Translated by Erdag M. Goknor.

417 pp. New York:

Alfred A. Knopf. $25.95.

Time's deletions, like a computer's, are not really deleted. A technician can restore what the keyboard has made to vanish, and the past is never quite gone. Historical change deteriorates and slides back; defeat hangs around, sometimes for centuries, awaiting the chance to become victory. Not only did the South rise again; it went Republican.

Proust was literature's foremost artificer at undeleting an individual's memory. The Turkish novelist Orhan Pamuk, whose intricate intrusions of past into present have been compared to Proust's, works on the memory of a nation and a civilization.

Kemal Ataturk obliterated every vestige of the once-powerful, long-tottering 600-year Ottoman Empire. He decreed Westernization: Islam was restricted, fezzes and veils were out, the grand accretions of Persian and Arabic in the Turkish language were annulled to the point where Turks today can find it hard to read poems only a century old.

Pamuk himself, now in his 40's, began as a literary Westernizer, though set against the oppressiveness and corruption of Ataturk's heirs. He gorged on European and American literature, studied at the Iowa Writers' Workshop and adopted a contemporary blend of modernist and postmodernist techniques. He wrote of the stagnation and backwardness that 80 years of modernization had not only failed to eradicate but, across broad expanses of Turkish geography and society, had barely touched.

He is not an ideologue or a politician or a journalist. He is a novelist and a great one (nobody -- other than a small committee of Swedes -- could rule out a Nobel). His job is not to denounce reality but to be haunted by it, as a medium is haunted.

The reality that possesses him is that Turkey's attempt to obliterate the Ottoman heritage in Turkey hacked away roots. It aimed not just at what was retrograde but at what was still stubbornly alive and perhaps precious. (It may have been futile, in any case, as the resurgence of Islamic fundamentalism could suggest.)

Not to denounce the reality that haunts you does not mean to praise it. It is more a matter of speaking in a medium's divided voices -- a painful division and, in the case of Pamuk, both confusing and exhilarating. Three of his earlier dissonant-voiced novels have been published and critically praised here, but not widely read.

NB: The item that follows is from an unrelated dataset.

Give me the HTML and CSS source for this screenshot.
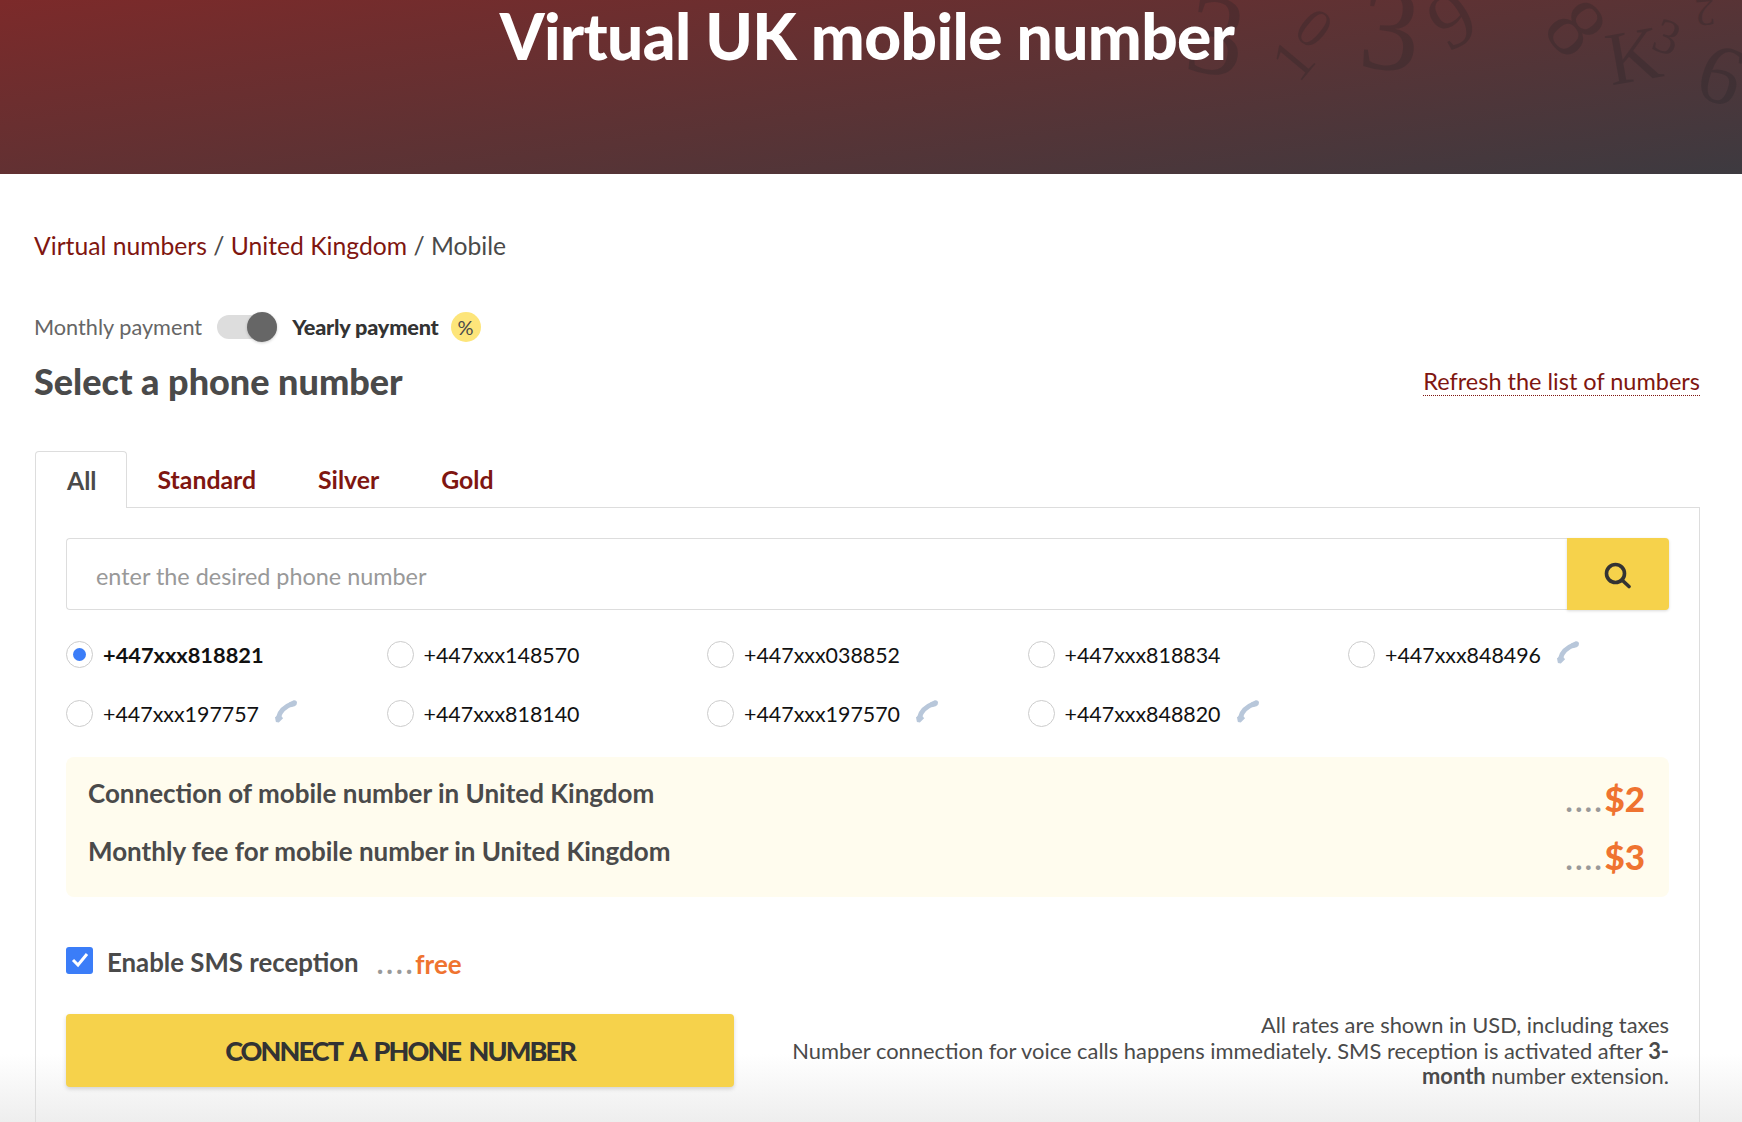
FILE: index.html
```html
<!DOCTYPE html>
<html lang="en">
<head>
    <meta charset="UTF-8">
    <title>Virtual UK mobile number</title>
    <link rel="stylesheet" href="styles.css">
</head>
<body>
    <svg width="0" height="0" class="defs">
        <symbol id="phone" viewBox="0 0 24 24">
            <path d="M4.500 19C6 13 11 7.500 19 4.500" fill="none" stroke="currentColor" stroke-width="5"/>
            <path d="M1 18.500L6 15.500L9.500 19.500L5 24L2 23.500Z" fill="currentColor"/>
            <path d="M15.500 3.500L20.500 .8Q24 .5 24 3.500Q24 6.500 21.500 7L17.500 8Z" fill="currentColor"/>
        </symbol>
    </svg>

    <header class="hero">
        <svg class="hero-digits" viewBox="0 0 742 174" width="742" height="174">
            <text transform="translate(216 36) rotate(8)" y="0.33em" font-size="115">3</text>
            <text transform="translate(293 60) rotate(-50)" y="0.33em" font-size="60">1</text>
            <text transform="translate(314 28) rotate(40)" y="0.33em" font-size="56">0</text>
            <text transform="translate(390 30) rotate(5)" y="0.33em" font-size="120">3</text>
            <text transform="translate(452 20) rotate(-30)" y="0.33em" font-size="80">9</text>
            <text transform="translate(576 28) rotate(50)" y="0.33em" font-size="85">8</text>
            <text transform="translate(634 56) rotate(-10)" y="0.33em" font-size="76">K</text>
            <text transform="translate(667 37) rotate(20)" y="0.33em" font-size="50">3</text>
            <text transform="translate(705 12) rotate(175)" y="0.33em" font-size="40">2</text>
            <text transform="translate(721 75) rotate(20)" y="0.33em" font-size="85">6</text>
        </svg>
        <h1>Virtual UK mobile number</h1>
    </header>

    <main class="container">
        <div class="crumbs">
            <a href="#">Virtual numbers</a> / <a href="#">United Kingdom</a> / Mobile
        </div>

        <div class="billing">
            <span class="billing-off">Monthly payment</span>
            <span class="toggle"><span class="toggle-knob"></span></span>
            <b class="billing-on">Yearly payment</b>
            <span class="percent">%</span>
        </div>

        <div class="title-row">
            <h2>Select a phone number</h2>
            <a href="#" class="refresh">Refresh the list of numbers</a>
        </div>

        <nav class="tabs">
            <a href="#" class="tab active">All</a>
            <a href="#" class="tab">Standard</a>
            <a href="#" class="tab">Silver</a>
            <a href="#" class="tab">Gold</a>
        </nav>

        <section class="panel">
            <div class="search">
                <input type="text" class="search-input" placeholder="enter the desired phone number">
                <button class="search-btn">
                    <svg width="28" height="28" viewBox="0 0 28 28" fill="none" stroke="#333" stroke-width="3.600">
                        <circle cx="12.500" cy="12.500" r="9"/>
                        <path d="M19 19L26 25.500" stroke-linecap="round"/>
                    </svg>
                </button>
            </div>

            <div class="numbers">
                <label class="number selected"><span class="radio"></span>+447xxx818821</label>
                <label class="number"><span class="radio"></span>+447xxx148570</label>
                <label class="number"><span class="radio"></span>+447xxx038852</label>
                <label class="number"><span class="radio"></span>+447xxx818834</label>
                <label class="number"><span class="radio"></span>+447xxx848496<svg class="phone"><use href="#phone"/></svg></label>
                <label class="number"><span class="radio"></span>+447xxx197757<svg class="phone"><use href="#phone"/></svg></label>
                <label class="number"><span class="radio"></span>+447xxx818140</label>
                <label class="number"><span class="radio"></span>+447xxx197570<svg class="phone"><use href="#phone"/></svg></label>
                <label class="number"><span class="radio"></span>+447xxx848820<svg class="phone"><use href="#phone"/></svg></label>
            </div>

            <div class="fees">
                <div class="fee">
                    <span class="fee-name">Connection of mobile number in United Kingdom</span>
                    <span class="fee-price"><i class="dots">....</i>$2</span>
                </div>
                <div class="fee">
                    <span class="fee-name">Monthly fee for mobile number in United Kingdom</span>
                    <span class="fee-price"><i class="dots">....</i>$3</span>
                </div>
            </div>

            <div class="sms">
                <span class="check">
                    <svg width="18" height="16" viewBox="0 0 18 16" fill="none" stroke="#fff" stroke-width="3"><path d="M2 8L7 13L16 2"/></svg>
                </span>
                <span class="sms-label">Enable SMS reception</span>
                <span class="sms-free"><i class="dots">....</i>free</span>
            </div>

            <div class="bottom">
                <button class="connect">CONNECT A PHONE NUMBER</button>
                <p class="note">All rates are shown in USD, including taxes<br>Number connection for voice calls happens immediately. SMS reception is activated after <b>3-month</b> number extension.</p>
            </div>
        </section>
    </main>
</body>
</html>
```
FILE: styles.css
```css
* {
    margin: 0;
    padding: 0;
    box-sizing: border-box;
}

html, body {
    height: 1122px;
    overflow: hidden;
}

html {
    background: #fff;
}

body {
    font-family: Lato, "Noto Sans", sans-serif;
    font-size: 22px;
    color: #4a4a4a;
    position: relative;
}

/* bottom fade, sits behind the content */
body::after {
    content: '';
    position: absolute;
    left: 0;
    right: 0;
    bottom: 0;
    height: 68px;
    background: linear-gradient(rgba(238, 238, 238, 0), #eee);
    pointer-events: none;
    z-index: -1;
}

a {
    color: #7f1610;
    text-decoration: none;
}

.defs {
    position: absolute;
}

.hero {
    height: 174px;
    position: relative;
    overflow: hidden;
    background: linear-gradient(172deg, #7c2a2a 0%, #5a3335 55%, #3d3a40 100%);
    padding-right: 8px;
    text-align: center;
}

.hero h1 {
    position: relative;
    font-size: 64px;
    line-height: 72px;
    font-weight: 900;
    letter-spacing: -0.6px;
    color: #fff;
}

.hero-digits {
    position: absolute;
    top: 0;
    right: 0;
    font-family: "Liberation Serif", serif;
    text-anchor: middle;
    fill: #1e2024;
    opacity: 0.24;
}

.container {
    padding: 58px 42px 0 34px;
}

.crumbs {
    font-size: 24.700px;
    line-height: 28px;
}

.billing {
    display: flex;
    align-items: center;
    height: 30px;
    margin-top: 52px;
}

.billing-off {
    color: #666;
    font-size: 21.700px;
}

.toggle {
    position: relative;
    width: 60px;
    height: 24px;
    margin-left: 15px;
    border-radius: 12px;
    background: #ddd;
}

.toggle-knob {
    position: absolute;
    right: 0;
    top: -3px;
    width: 30px;
    height: 30px;
    border-radius: 50%;
    background: #666;
    box-shadow: 0 1px 3px rgba(0, 0, 0, 0.2);
}

.billing-on {
    margin-left: 15px;
    font-size: 21.700px;
    font-weight: 900;
    letter-spacing: -0.2px;
    color: #333;
}

.percent {
    width: 30px;
    height: 30px;
    margin-left: 12px;
    border-radius: 50%;
    background: #fde57a;
    font-size: 20px;
    line-height: 30px;
    text-align: center;
}

.title-row {
    display: flex;
    justify-content: space-between;
    align-items: center;
    margin-top: 17px;
}

.title-row h2 {
    font-size: 36px;
    line-height: 44px;
    font-weight: 900;
}

.refresh {
    font-size: 23.500px;
    border-bottom: 1px dotted #7f1610;
    line-height: 27px;
    margin-top: 2px;
}

.tabs {
    display: flex;
    align-items: flex-end;
    margin-top: 48px;
    padding-left: 1px;
    height: 56px;
}

.tab {
    height: 56px;
    padding: 0 31px;
    font-size: 24.800px;
    font-weight: 700;
    line-height: 58px;
}

.tab.active {
    color: #4a4a4a;
    background: #fff;
    border: 1px solid #ddd;
    border-bottom: none;
    border-radius: 4px 4px 0 0;
    position: relative;
    margin-bottom: -1px;
    height: 57px;
    padding-right: 29px;
    z-index: 1;
}

.panel {
    margin-left: 1px;
    height: 700px;
    padding: 30px 30px;
    border: 1px solid #ddd;
}

.search {
    display: flex;
    height: 72px;
}

.search-input {
    flex: 1;
    border: 1px solid #ddd;
    border-right: none;
    border-radius: 4px 0 0 4px;
    padding: 3px 29px 0;
    font-family: inherit;
    font-size: 23.400px;
    outline: none;
}

.search-input::placeholder {
    color: #999;
}

.search-btn {
    width: 102px;
    padding: 4px 3px 0 0;
    border: none;
    border-radius: 0 4px 4px 0;
    background: #f6d24b;
    box-shadow: 0 1px 3px rgba(0, 0, 0, 0.15);
}

.numbers {
    display: grid;
    grid-template-columns: repeat(5, 320.500px);
    grid-auto-rows: 59px;
    margin-top: 15px;
}

.number {
    display: flex;
    align-items: center;
    color: #111;
    font-size: 21.400px;
}

.number.selected {
    font-weight: 700;
    font-size: 21.800px;
}

.radio {
    position: relative;
    width: 27px;
    height: 27px;
    margin-right: 10px;
    border: 1px solid #ccc;
    border-radius: 50%;
}

.selected .radio::after {
    content: '';
    position: absolute;
    left: 6px;
    top: 6px;
    width: 13px;
    height: 13px;
    border-radius: 50%;
    background: #3b7df8;
}

.phone {
    width: 23px;
    height: 24px;
    margin: -6px 0 0 15px;
    color: #b8c7da;
}

.fees {
    margin-top: 14px;
    padding: 10px 24px 9px 22px;
    height: 140px;
    border-radius: 8px;
    background: #fffcee;
}

.fee {
    display: flex;
    justify-content: space-between;
    height: 58px;
}

.fee-name {
    font-size: 26px;
    font-weight: 700;
    line-height: 52px;
}

.fee-price {
    font-size: 35px;
    font-weight: 900;
    line-height: 62px;
    color: #ef7330;
}

.dots {
    font-style: normal;
    color: #999;
    font-size: 28px;
    letter-spacing: 3px;
}

.sms {
    display: flex;
    align-items: center;
    margin-top: 48px;
    height: 30px;
}

.check {
    display: flex;
    align-items: center;
    justify-content: center;
    width: 27px;
    height: 27px;
    margin-right: 14px;
    border-radius: 3px;
    background: #3b7df8;
}

.sms-label {
    margin-top: 3px;
    font-size: 25.800px;
    font-weight: 700;
}

.sms-free {
    margin-left: 18px;
    margin-top: 5px;
    font-size: 26px;
    font-weight: 700;
    color: #ef7330;
}

.bottom {
    display: flex;
    justify-content: space-between;
    margin-top: 39px;
}

.connect {
    width: 668px;
    height: 73px;
    border: none;
    border-radius: 4px;
    background: #f6d24b;
    box-shadow: 0 2px 4px rgba(0, 0, 0, 0.15);
    color: #333;
    font-family: inherit;
    font-size: 27px;
    font-weight: 900;
    letter-spacing: -1.900px;
    word-spacing: 4px;
}

.note {
    width: 885px;
    margin-top: -2px;
    font-size: 21.900px;
    line-height: 25.500px;
    text-align: right;
}
```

The new one, ''My Name Is Red,'' is by far the grandest and most astonishing contest in Pamuk's internal East-West war. Translated with fluid grace by Erdag M. Goknor, the novel is set in the late 16th century, during the reign of Sultan Murat III, a patron of the miniaturists whose art had come over from Persia in the course of the previous hundred years. It was a time when the Ottomans' confidence in unstoppable empire had begun to be shaken by the power of the West -- their defeat at Lepanto had taken place only a few years earlier -- as well as by its cultural vitality and seductiveness. (A chronology is given at the end; venturers into Pamuk should consult it at the start.)

The story, in a nutshell (containing multitudes), tells of two murders among Murat's court artists; one of Elegant, a master miniaturist, the other of Enishte, a cunningly complicated figure commissioned by the sultan to produce a book by his four finest artists, Elegant among them. The book is secret; the miniaturists only dimly suspect what it will amount to, and they barely admit to themselves the radically nontraditional nature of Enishte's commission.

Theirs is a secrecy of terror and shame: terror of being branded for heresy by the powerful Muslim clergy and punished by the sultan, whose dangerously elusive intentions are hidden from them. Shame, because they are imbued with the tradition they are violating, even as they both long and dread to violate it.

The art of classic miniature -- implying here a much wider kind of order -- depicts figures with great beauty and variety but ritually, impersonally and without individual characters or expressions. The paintings stand not as themselves but strictly as illustrations of text. The style the sultan's artists are surreptitiously instructed to adopt, on the other hand, is that of the Italian Renaissance. Figures are individual, portraits are of specific people, and even trees and dogs are particulars. These paintings are not illustrations; they stand as works of art in their own right.

Why should this be heresy? For one thing, Islam enjoined against figuration; if miniatures were allowed it was because they were generic, a decoration of the text and subordinate to it. To portray individuals or objects for their own sake and without cover of words was to give them iconic standing. What made it worse was the introduction of perspective. A mosque far off would be smaller than a man, or even his dog, close up. People and things, the objection went, ''weren't depicted according to their importance in Allah's mind but as they appeared to the naked eye.''

Noncommitally, Pamuk sets out these rock-hard orthodoxies. Clearly he has no use for fatwas or fundamentalist rage. Elsewhere, though -- his own civil war is fought on both sides with exquisite weapons -- he sympathetically refines the implications. These, in fact, brush up against our own tradition's questioning of the place of art. Does it create its own order (or disorder) or does it discover, serve and bring out a larger, timeless order (or disorder)? One of the most beautiful passages in a book that abounds in them is the near-Rilkean discourse of Master Osman, the head miniaturist and a stubbornly mystical traditionalist. Lovingly, he evokes a classic miniature that illustrates the legend of the lovers Husrev and Shirin.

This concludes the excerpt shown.